On one of the days that I dropped by Keystone after the opening, I met Elizabeth Tinglof who made a petri portrait that encompasses both being a daughter and being a mother. The piece includes grapefruit seeds and unstrung pearls resting on beeswax. The grapefruit seeds are from the fruit harvested from a tree Tinglof planted in memory of her son. Tinglof found that she was unable to throw out the seeds and has been collecting them. The pearl necklace belonged to her mother. There is something so tender in the pairing of seeds and pearls. They are similar in shape in color. I imagine holding them in my hand, noticing the differences between them, weight, solidness, texture.
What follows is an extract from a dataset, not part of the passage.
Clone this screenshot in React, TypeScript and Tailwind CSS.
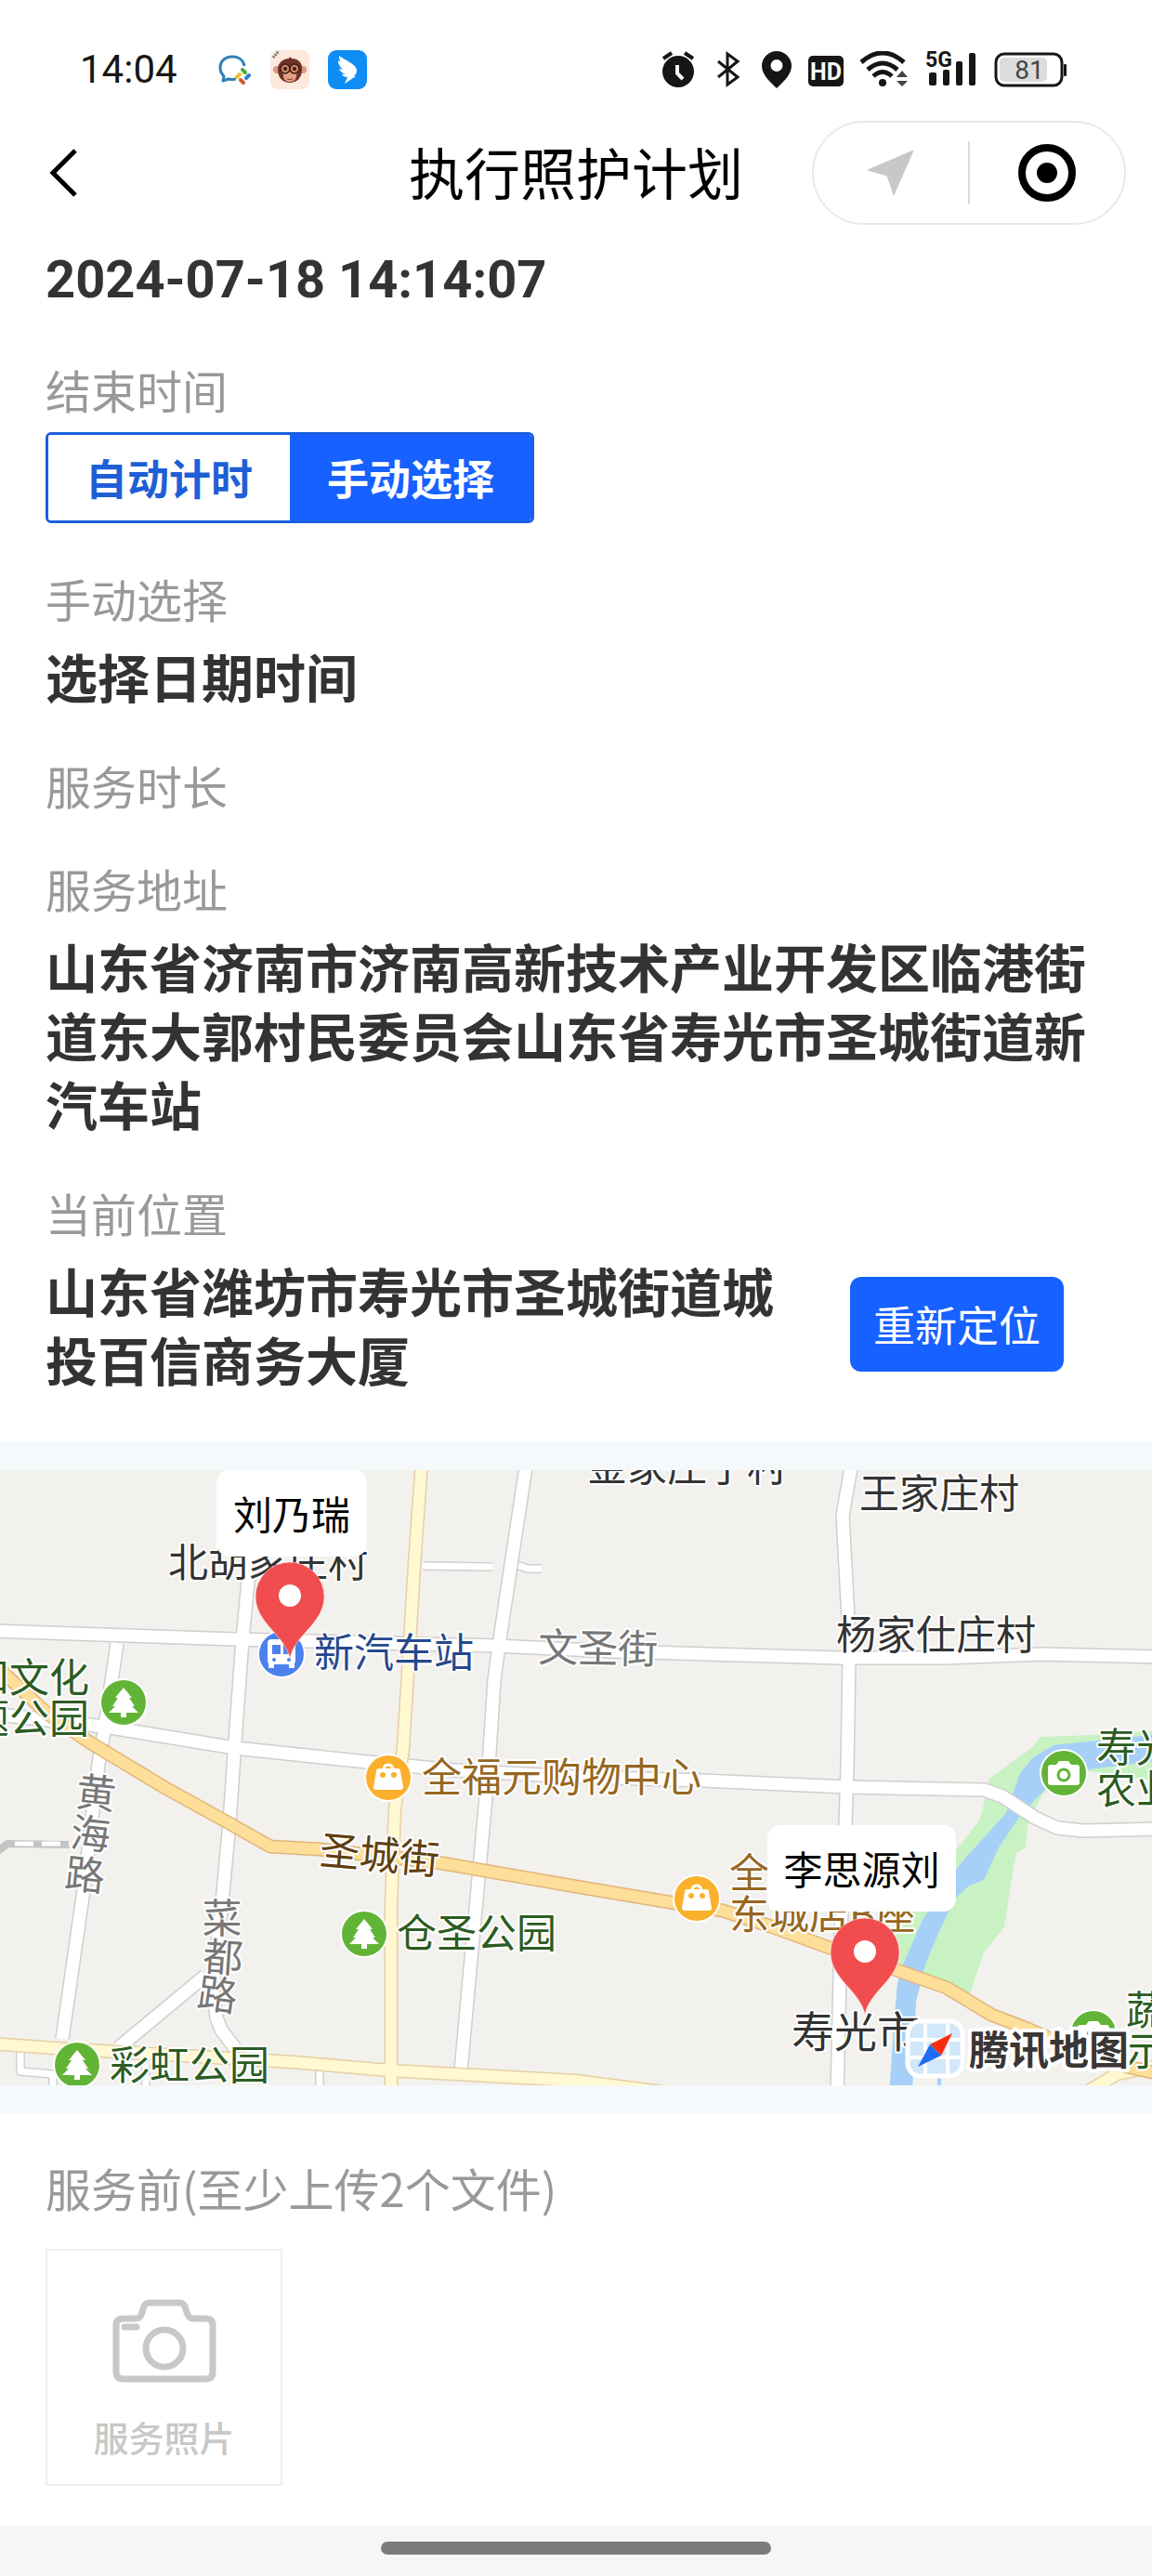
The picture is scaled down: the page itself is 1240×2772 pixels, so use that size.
import { useState } from 'react';
import type { ReactNode } from 'react';

type TimingMode = 'auto' | 'manual';

interface Label {
  text: string;
  x: number;
  y: number;
  color?: string;
  size?: number;
  anchor?: 'start' | 'middle' | 'end';
  rotate?: number;
}

const WHITE_ROADS = [
  'M-10 173L253 182L534 189L660 195L905 202L1015 202L1122 198L1250 201',
  'M270 90L261 182L253 292L247 379L239 466L234 510L229 560L233 589L238 602L253 622',
  'M221 544L127 622',
  'M126 186L113 276L106 316L89 459L67 612',
  'M-10 262L113 276L253 299L395 314L490 323L620 330L758 334L911 341L1059 344L1079 351L1114 374L1138 385L1166 388L1250 386',
  'M567 -10L550 102L538 182L532 226L526 319L516 429L504 559L496 647',
  'M919 -20L907 49L913 159L914 202L912 319L910 382L905 499L901 672',
];

const THIN_ROADS = [
  'M455 103L530 104M556 102L568 106L583 106',
  'M22 627V647L57 650V672',
  'M344 645V672',
  'M157 640V672',
];

const YELLOW_ROADS = [
  'M454 -10L446 102L441 186L434 299L425 366L421 466L421 672',
  'M-10 617L59 622L316 637L419 646L620 657L720 670',
  'M1160 675L1202 650L1250 640',
];

const ORANGE_ROADS = [
  'M-10 205L8 222L51 262L95 292L178 342L245 379L291 405L344 408L470 422L620 448L727 466L778 474L830 491L893 514L968 539L1019 557L1067 586L1106 601L1160 625L1213 642L1250 650',
];

const LABELS: Label[] = [
  { text: '金家庄子村', x: 632, y: 12 },
  { text: '王家庄村', x: 925, y: 41 },
  { text: '北胡家庄村', x: 181, y: 115 },
  { text: '文圣街', x: 579, y: 206, color: '#777777', rotate: 1 },
  { text: '杨家仕庄村', x: 900, y: 193 },
  { text: '新汽车站', x: 338, y: 212, color: '#27488c' },
  { text: '和文化', x: 96, y: 239, color: '#2c5c22', anchor: 'end' },
  { text: '题公园', x: 96, y: 283, color: '#2c5c22', anchor: 'end' },
  { text: '全福元购物中心', x: 454, y: 346, color: '#96671f' },
  { text: '圣城街', x: 343, y: 424, color: '#5f400f', rotate: 5 },
  { text: '仓圣公园', x: 427, y: 514, color: '#2c5c22' },
  { text: '彩虹公园', x: 118, y: 656, color: '#2c5c22' },
  { text: '全福元', x: 785, y: 449, color: '#96671f' },
  { text: '东城店B座', x: 785, y: 494, color: '#96671f' },
  { text: '黄', x: 102, y: 363, color: '#777777', anchor: 'middle', rotate: 6 },
  { text: '海', x: 96, y: 407, color: '#777777', anchor: 'middle', rotate: 6 },
  { text: '路', x: 90, y: 451, color: '#777777', anchor: 'middle', rotate: 6 },
  { text: '菜', x: 239, y: 498, color: '#777777', anchor: 'middle' },
  { text: '都', x: 239, y: 540, color: '#777777', anchor: 'middle', rotate: 4 },
  { text: '路', x: 232, y: 580, color: '#777777', anchor: 'middle', rotate: 8 },
  { text: '寿光', x: 1180, y: 314, color: '#2c5c22' },
  { text: '农业', x: 1180, y: 359, color: '#2c5c22' },
  { text: '蔬菜', x: 1212, y: 597, color: '#2c5c22' },
  { text: '示范', x: 1212, y: 641, color: '#2c5c22' },
  { text: '寿光市', x: 852, y: 621, size: 46 },
];

function Roads({ paths, width, fill, edge }: { paths: string[]; width: number; fill: string; edge: string }) {
  return (
    <g fill="none" strokeLinejoin="round">
      {paths.map((d) => (
        <path key={d} d={d} stroke={edge} strokeWidth={width + 3} />
      ))}
      {paths.map((d) => (
        <path key={d} d={d} stroke={fill} strokeWidth={width} />
      ))}
    </g>
  );
}

function Poi({ x, y, color, children }: { x: number; y: number; color: string; children: ReactNode }) {
  return (
    <g transform={`translate(${x} ${y})`}>
      <circle r="26" fill="#ffffff" />
      <circle r="24" fill={color} />
      {children}
    </g>
  );
}

function TreePoi({ x, y }: { x: number; y: number }) {
  return (
    <Poi x={x} y={y} color="#62b436">
      <path d="M0 -16L9 -5H6L12 4H9L16 11H3V16H-3V11H-16L-9 4H-12L-6 -5H-9Z" fill="#ffffff" />
    </Poi>
  );
}

function ShopPoi({ x, y }: { x: number; y: number }) {
  return (
    <Poi x={x} y={y} color="#fbb02c">
      <path d="M-5 -8Q-5 -14 0 -14Q5 -14 5 -8" fill="none" stroke="#ffffff" strokeWidth="3" />
      <path d="M-10 -10H10Q13 -10 13 -7L16 10Q16 13 13 13H-13Q-16 13 -16 10L-13 -7Q-13 -10 -10 -10Z" fill="#ffffff" />
      <circle cx="-6" cy="-3" r="3" fill="#fbb02c" />
      <circle cx="6" cy="-3" r="3" fill="#fbb02c" />
    </Poi>
  );
}

function CameraPoi({ x, y }: { x: number; y: number }) {
  return (
    <Poi x={x} y={y} color="#62b436">
      <path d="M-14 -9H-8L-5 -13H5L8 -9H14Q17 -9 17 -6V10Q17 13 14 13H-14Q-17 13 -17 10V-6Q-17 -9 -14 -9Z" fill="#ffffff" />
      <circle cy="2" r="6" fill="none" stroke="#62b436" strokeWidth="3" />
    </Poi>
  );
}

function Pin({ x, y }: { x: number; y: number }) {
  return (
    <g transform={`translate(${x} ${y})`}>
      <path
        d="M0 104C-5 78 -37 66 -37 37A37 37 0 0 1 37 37C37 66 5 78 0 104Z"
        fill="#f14d4e"
        stroke="#ffffff"
        strokeOpacity="0.5"
      />
      <circle cy="36" r="12" fill="#ffffff" />
    </g>
  );
}

function Callout({ x, y, width, name }: { x: number; y: number; width: number; name: string }) {
  return (
    <g>
      <rect x={x} y={y} width={width} height="93" rx="14" fill="#ffffff" />
      <text x={x + width / 2} y={y + 64} fontSize="42" textAnchor="middle" fill="#000000">
        {name}
      </text>
    </g>
  );
}

function TencentMark() {
  return (
    <g>
      <rect x="977" y="593" width="59" height="59" rx="14" fill="#d3e7fb" stroke="#ffffff" strokeWidth="5" />
      <path d="M996 596V650M1020 596V650M980 613H1033M980 632H1033" stroke="#ffffff" strokeWidth="4" />
      <path d="M1025 606L1013 630L1001 618Z" fill="#fb2c10" />
      <path d="M988 642L1001 618L1013 630Z" fill="#1f6df5" />
      <text
        x="1043"
        y="640"
        fontSize="43"
        fontWeight="700"
        fill="#3a3636"
        stroke="#ffffff"
        strokeWidth="8"
        strokeLinejoin="round"
        paintOrder="stroke"
      >
        腾讯地图
      </text>
    </g>
  );
}

function ServiceMap() {
  return (
    <svg
      viewBox="0 0 1240 662"
      preserveAspectRatio="xMidYMid slice"
      className="block h-[662px] w-full bg-[#f2f1ed]"
      role="img"
      aria-label="地图"
    >
      <path
        d="M1120 287L1177 285L1250 280V335L1180 325L1160 322L1122 349L1106 382L1104 406L1094 412L1087 452L1081 492L1059 519L1043 566L994 546L968 539L964 500L984 472L1029 409L1055 376L1065 332L1110 299Z"
        fill="#c8f2c3"
      />
      <path
        d="M1112 309L1134 296L1181 291L1250 284V312L1173 322L1130 338L1098 372L1075 406L1059 441L1043 447L1027 462L1011 496L996 532L986 572L982 672H957L963 586L966 552L972 532L994 482L1029 430L1035 422L1083 369L1098 326Z"
        fill="#a6d0f7"
      />
      <path d="M1011 640V672" stroke="#a6d0f7" strokeWidth="4" />
      <path d="M-5 412L8 402L75 403" fill="none" stroke="#c4c4c4" strokeWidth="8" />
      <path d="M16 402H75" stroke="#ffffff" strokeWidth="5" strokeDasharray="20 9" />

      <Roads paths={THIN_ROADS} width={7} fill="#ffffff" edge="#d2d0d2" />
      <Roads paths={WHITE_ROADS} width={13} fill="#ffffff" edge="#d0ced0" />
      <Roads paths={YELLOW_ROADS} width={12} fill="#fff8d0" edge="#e6cfa4" />
      <Roads paths={ORANGE_ROADS} width={12} fill="#fddf9a" edge="#e3b47a" />

      <TreePoi x={133} y={250} />
      <TreePoi x={392} y={499} />
      <TreePoi x={83} y={640} />
      <ShopPoi x={418} y={331} />
      <ShopPoi x={750} y={461} />
      <CameraPoi x={1145} y={326} />
      <CameraPoi x={1177} y={606} />
      <Poi x={303} y={198} color="#4c80ee">
        <rect x="-15" y="-16" width="30" height="27" rx="4" fill="#ffffff" />
        <path d="M-10 -10H-1V0H-10ZM2 -10H11V0H2Z" fill="#4c80ee" />
        <circle cx="-8" cy="6" r="2" fill="#4c80ee" />
        <circle cx="8" cy="6" r="2" fill="#4c80ee" />
        <path d="M-14 10H-8V15H-14ZM8 10H14V15H8Z" fill="#ffffff" />
      </Poi>

      <g stroke="#ffffff" strokeWidth="4" strokeLinejoin="round" paintOrder="stroke">
        {LABELS.map((label) => (
          <text
            key={`${label.text}-${label.x}`}
            x={label.x}
            y={label.y}
            fontSize={label.size ?? 43}
            fill={label.color ?? '#333333'}
            textAnchor={label.anchor}
            transform={label.rotate ? `rotate(${label.rotate} ${label.x} ${label.y})` : undefined}
          >
            {label.text}
          </text>
        ))}
      </g>

      <Callout x={233} y={0} width={162} name="刘乃瑞" />
      <Callout x={826} y={382} width={203} name="李思源刘" />
      <Pin x={312} y={99} />
      <Pin x={931} y={482} />
      <TencentMark />
    </svg>
  );
}

function StatusBar() {
  return (
    <div className="flex h-[130px] items-center justify-between pt-5 pr-[91px] pl-[86px] text-[#161616]">
      <div className="flex items-center gap-5">
        <span className="mr-6 font-[Roboto] text-[42px] leading-[42px]">14:04</span>
        <svg className="h-[42px] w-[36px]" viewBox="0 0 36 42">
          <path
            d="M28 17C27 10 21 7 15 7C7 7 2 12 2 19C2 23 4 26 6 28L5 33L11 31C14 32 17 31 19 31"
            fill="none"
            stroke="#2f7fb8"
            strokeWidth="3"
            strokeLinejoin="round"
          />
          <path d="M26 21L29 24" stroke="#54a836" strokeWidth="4" strokeLinecap="round" />
          <path d="M33 27L30 30" stroke="#2f7fc4" strokeWidth="4" strokeLinecap="round" />
          <path d="M27 35L24 32" stroke="#d8542c" strokeWidth="4" strokeLinecap="round" />
          <path d="M20 29L23 26" stroke="#e6c22c" strokeWidth="4" strokeLinecap="round" />
        </svg>
        <svg className="h-[42px] w-[42px]" viewBox="0 0 42 42">
          <rect width="42" height="42" rx="8" fill="#fde9dc" />
          <path d="M3 8L9 1" stroke="#777777" strokeWidth="3" strokeDasharray="2 1" />
          <circle cx="7" cy="21" r="4" fill="#d99a82" />
          <circle cx="35" cy="21" r="4" fill="#d99a82" />
          <path d="M21 7L23 9C31 9 35 15 34 21C34 30 28 35 21 35C14 35 8 30 8 21C8 14 13 9 20 9Z" fill="#6c3228" />
          <path d="M21 17C25 13 32 15 31 22C30 24 28 25 28 27C28 32 25 34 21 34C17 34 14 32 14 27C14 25 12 24 11 22C10 15 17 13 21 17Z" fill="#e3a184" />
          <g fill="#c98468" stroke="#3c1a14" strokeWidth="1.5">
            <circle cx="16" cy="20" r="5" />
            <circle cx="26" cy="20" r="5" />
          </g>
          <circle cx="16" cy="20" r="2" fill="#3c1a14" />
          <circle cx="26" cy="20" r="2" fill="#3c1a14" />
          <path d="M18 31Q21 32 24 31" fill="none" stroke="#7a3a2c" />
        </svg>
        <svg className="h-[42px] w-[42px]" viewBox="0 0 42 42">
          <rect width="42" height="42" rx="9" fill="#108df5" />
          <path
            d="M12 6C20 12 31 15 31 22C31 24 30 26 28 28H30L18 36L21 29C18 29 16 28 15 26L19 26C15 25 13 22 12 20L16 21C12 17 11 14 11 11L14 13C12 10 12 8 12 6Z"
            fill="#ffffff"
          />
        </svg>
      </div>

      <div className="flex items-center gap-[18px] font-[Roboto]">
        <svg className="h-10 w-9" viewBox="0 0 36 40" fill="none" stroke="currentColor">
          <circle cx="18" cy="22" r="17" fill="currentColor" stroke="none" />
          <path d="M2 8L11 2M34 8L25 2" strokeWidth="4" />
          <path d="M17 15V24L23 30" stroke="#ffffff" strokeWidth="4" />
        </svg>
        <svg className="h-10 w-9" viewBox="-6 0 36 40" fill="none" stroke="currentColor" strokeWidth="3">
          <path d="M1 11L22 28L11 36V3L22 11L1 28" />
        </svg>
        <svg className="h-10 w-8" viewBox="0 0 32 40">
          <path
            fillRule="evenodd"
            d="M16 0A16 16 0 0 1 32 16C32 26 21 35 16 40C11 35 0 26 0 16A16 16 0 0 1 16 0ZM16 9A6.5 6.5 0 1 0 16 22A6.5 6.5 0 1 0 16 9Z"
            fill="currentColor"
          />
        </svg>
        <svg className="h-10 w-[38px]" viewBox="0 0 38 40">
          <rect y="5" width="38" height="33" rx="5" fill="currentColor" />
          <text x="19" y="31" fontSize="25" fontWeight="700" textAnchor="middle" fill="#ffffff">
            HD
          </text>
        </svg>
        <svg className="h-10 w-[52px]" viewBox="0 0 52 40" fill="none" stroke="currentColor" strokeWidth="5">
          <path d="M1 12Q24 -8 47 12M8 20Q24 6 40 20M14 27Q24 18 34 27" />
          <circle cx="24" cy="34" r="4" fill="currentColor" stroke="none" />
          <path d="M39 28L45 21L51 28ZM39 32L45 38L51 32Z" fill="#444444" stroke="none" />
        </svg>
        <svg className="h-10 w-14" viewBox="0 0 56 40" fill="currentColor">
          <rect x="4" y="23" width="8" height="14" rx="2" />
          <rect x="19" y="20" width="7" height="17" rx="2" />
          <rect x="33" y="11" width="7" height="26" rx="2" />
          <rect x="47" y="2" width="7" height="35" rx="2" />
          <text x="0" y="17" fontSize="23" fontWeight="700">
            5G
          </text>
        </svg>
        <svg className="h-10 w-[79px]" viewBox="0 0 79 40">
          <rect x="2" y="3" width="71" height="34" rx="9" fill="#ffffff" stroke="currentColor" strokeWidth="3" />
          <rect x="6" y="7" width="51" height="26" rx="5" fill="#dcdcdc" />
          <rect x="75" y="14" width="3" height="13" rx="1" fill="currentColor" />
          <text x="38" y="30" fontSize="28" textAnchor="middle" fill="#444444">
            81
          </text>
        </svg>
      </div>
    </div>
  );
}

function NavBar() {
  return (
    <header className="grid grid-cols-[1fr_auto_1fr] items-center px-7">
      <button type="button" aria-label="返回" className="flex h-[112px] w-20 items-center justify-center">
        <svg className="h-[56px] w-[36px]" viewBox="0 0 36 56" fill="none" stroke="#000000" strokeWidth="5">
          <path d="M31 4L7 28L31 52" />
        </svg>
      </button>
      <h1 className="pb-1 text-[60px] leading-[74px] text-black">执行照护计划</h1>
      <div className="flex h-[112px] w-[338px] items-center justify-self-end rounded-full border-2 border-[#e9e9e9]">
        <button type="button" aria-label="定位" className="flex flex-1 items-center justify-center">
          <svg className="h-[50px] w-[50px]" viewBox="0 0 50 50">
            <path d="M49 1L28 49L21 28L0 22Z" fill="#c8c8c8" stroke="#c8c8c8" strokeLinejoin="round" />
          </svg>
        </button>
        <span className="h-[68px] w-0.5 bg-[#dcdcdc]" />
        <button type="button" aria-label="关闭" className="flex flex-1 items-center justify-center">
          <svg className="h-[62px] w-[62px]" viewBox="0 0 62 62">
            <circle cx="31" cy="31" r="27" fill="none" stroke="#000000" strokeWidth="8" />
            <circle cx="31" cy="31" r="11" fill="#000000" />
          </svg>
        </button>
      </div>
    </header>
  );
}

function Field({ label, children }: { label: string; children?: ReactNode }) {
  return (
    <section className="flex flex-col items-start gap-4">
      <h2 className="text-[49px] leading-[60px] text-[#999999]">{label}</h2>
      {children}
    </section>
  );
}

const MODES: { id: TimingMode; label: string }[] = [
  { id: 'auto', label: '自动计时' },
  { id: 'manual', label: '手动选择' },
];

export default function App() {
  const [mode, setMode] = useState<TimingMode>('manual');

  return (
    <div className="flex min-h-screen flex-col bg-white font-['Noto_Sans_CJK_SC',sans-serif]">
      <StatusBar />
      <NavBar />

      <main>
        <div className="flex flex-col gap-[51px] px-[49px] pt-[22px] pb-[52px] text-[56px] leading-[74px] text-[#333333]">
          <p className="font-[Roboto] font-bold">2024-07-18 14:14:07</p>

          <Field label="结束时间">
            <div className="flex overflow-hidden rounded-md border-3 border-[#1a5fe0]">
              {MODES.map(({ id, label }) => (
                <button
                  key={id}
                  type="button"
                  aria-pressed={mode === id}
                  onClick={() => setMode(id)}
                  className={`h-[92px] px-10 text-[45px] leading-[60px] font-bold ${
                    mode === id ? 'bg-[#1661ff] text-white' : 'bg-white text-[#1f5fd6]'
                  }`}
                >
                  {label}
                </button>
              ))}
            </div>
          </Field>

          <Field label="手动选择">
            <button type="button" className="font-bold">
              选择日期时间
            </button>
          </Field>

          <Field label="服务时长" />

          <Field label="服务地址">
            <p className="font-bold">
              山东省济南市济南高新技术产业开发区临港街道东大郭村民委员会山东省寿光市圣城街道新汽车站
            </p>
          </Field>

          <Field label="当前位置">
            <div className="flex w-full items-center gap-[60px] pr-[46px]">
              <p className="flex-1 font-bold">山东省潍坊市寿光市圣城街道城投百信商务大厦</p>
              <button
                type="button"
                className="h-[102px] shrink-0 rounded-xl bg-[#1661ff] px-[25px] text-[45px] leading-[60px] text-white"
              >
                重新定位
              </button>
            </div>
          </Field>
        </div>

        <div className="bg-[#f5f9fc] py-[31px]">
          <ServiceMap />
        </div>

        <div className="flex flex-col items-start gap-9 px-[49px] pt-[49px] pb-[43px]">
          <h2 className="text-[49px] leading-[60px] text-[#999999]">服务前(至少上传2个文件)</h2>
          <label className="flex h-[255px] w-[255px] cursor-pointer flex-col items-center border-2 border-[#eeeeee] pt-[52px] text-[38px] leading-[60px] font-medium text-[#c8c8c8]">
            <input type="file" accept="image/*" multiple className="sr-only" />
            <svg className="mb-7 h-[90px] w-[112px]" viewBox="0 0 112 90" fill="none" stroke="currentColor" strokeWidth="7">
              <path d="M12 21H24C31 21 31 17 33 11C34 6 36 4 40 4H72C76 4 78 6 79 11C81 17 82 21 87 21H100Q108 21 108 28V78Q108 86 100 86H12Q4 86 4 78V28Q4 21 12 21Z" />
              <circle cx="56" cy="53" r="20" />
              <path d="M13 30H26" strokeLinecap="round" />
            </svg>
            服务照片
          </label>
        </div>
      </main>

      <footer className="mt-auto flex h-14 justify-center bg-[#f6f6f6] pt-[17px]">
        <span className="h-[14px] w-[420px] rounded-full bg-[#7c7c7c]" />
      </footer>
    </div>
  );
}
Elizabeth Tinglof, grapefruit seeds, unstrung pearl necklace, on a beeswax bed

Elizabeth Tinglof, grapefruit seeds, unstrung pearl necklace, on a beeswax bed

 

I'll end with a thought about eggshells. Eggshells keep a living being safe while they are vulnerable. If all goes as it should, the little one can break out when they are ready. And there's the catch, how often does life go the way we think it should? So we just have to figure it out with either a shell that broke too soon, or one that we can't break out of. Perhaps that is the spark to make art.